Looking For Jobs In All The Wrong Places: Memo To The President, From Hank Nothhaft, CEO Of Tessera Technologies
Dear Mr. President,
Your State of the Union address offered hope to a nation made weary by an economy stubbornly resistant to job growth. But I must take issue with your claim that "None of us can predict with any certainty...where the new jobs will come from."
Actually, we can. Research conducted just last year by multiple teams of economists confirmed what many entrepreneurs such as myself had long suspected: start-up businesses are responsible for all of America's new job growth.
Until now, the conventional wisdom has always been that small businesses create most jobs. But thanks to a new Census Bureau database called Business Dynamics Statistics (BDS) that correlates job creation with the annual number of new business starts, we now know that it's actually new businesses that do so (although most are obviously also small).

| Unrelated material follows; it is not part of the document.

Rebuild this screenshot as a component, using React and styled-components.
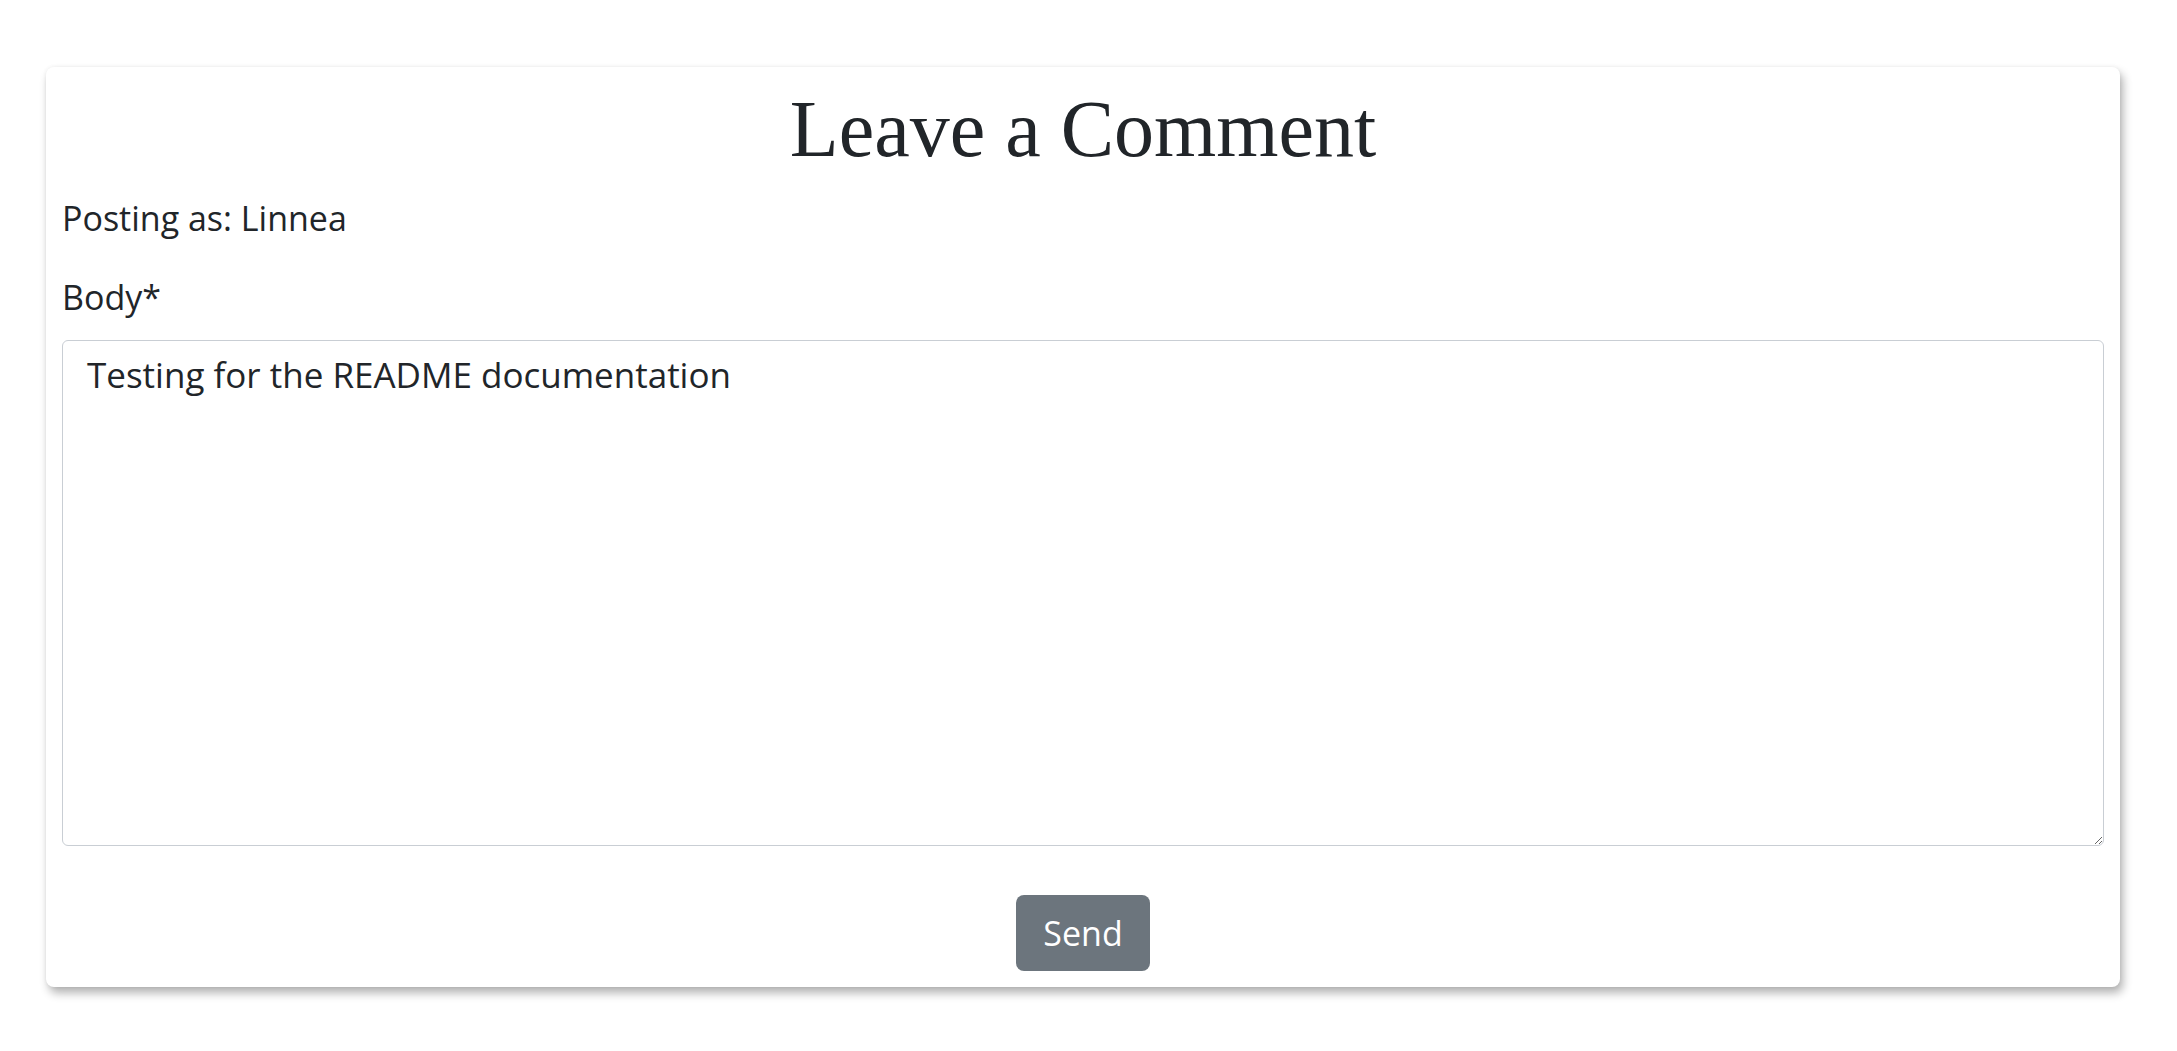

According to a recent study by the Kauffman Foundation, for example, all net job growth in the U.S. since 1977 has been due to startups. The data show that if you took startups out of the picture and looked only at large established firms, job growth in the U.S. over the last 34 years would actually be negative.
"When it comes to U.S. job growth," said Kauffman Foundation economist Tim Kane in his report, "start-up companies aren't everything. They're the only thing."
In your address, Mr. President, you correctly noted that, "The first step in winning the future is encouraging American innovation." Here, too, startups are the driving engine of our nation's global innovation leadership.
It is startups that have generated virtually all of our nation's major technological breakthroughs in the last hundred years -- from cars and planes to semiconductors, PCs, software and the Internet -- and in the process sparked the creation of whole new industries and millions of new jobs. And as economists have demonstrated, this kind of start-up-led innovation is the source of virtually all economic growth and increases in living standards in the U.S.
In other words, Mr. President, everything depends upon startups: Job creation. Our standard of living. Our prosperity as a nation. The American Dream itself.
So if the target of national policy is job creation, then the bullseye of that policy must be centered on startups. Yet policy makers in both parties continue to aim at the wrong target.
In December, Mr. President, you held a summit meeting with 20 of the nation's top CEOs to look for ways to spur job creation. But Fortune 100 CEOs are exactly the wrong people to talk to about jobs. Big Business is not a major job creator. Indeed, as one commentator put it, the guest list at this summit meeting represented "a who's who of outsourcing American jobs."
Then, last month, you appointed General Electric CEO Jeffrey Immelt to chair your new council on jobs and competitiveness. Jeff Immelt is by all accounts an excellent CEO and a strong advocate of American competitiveness. But again, Mr. President, he is exactly the wrong person to talk to.
Instead, you should be meeting with the one group of people in America who actually creates jobs: entrepreneurs. In your State of the Union speech, you spoke so compellingly about the "small business owner who dreams of turning a good idea into a thriving enterprise." But unfortunately, entrepreneurs are still largely invisible to policy makers. Everyone else has a voice in Washington -- Big Business, retailers, insurers, doctors, bankers, and every other interest grouping you can think of. Only entrepreneurs lack a voice.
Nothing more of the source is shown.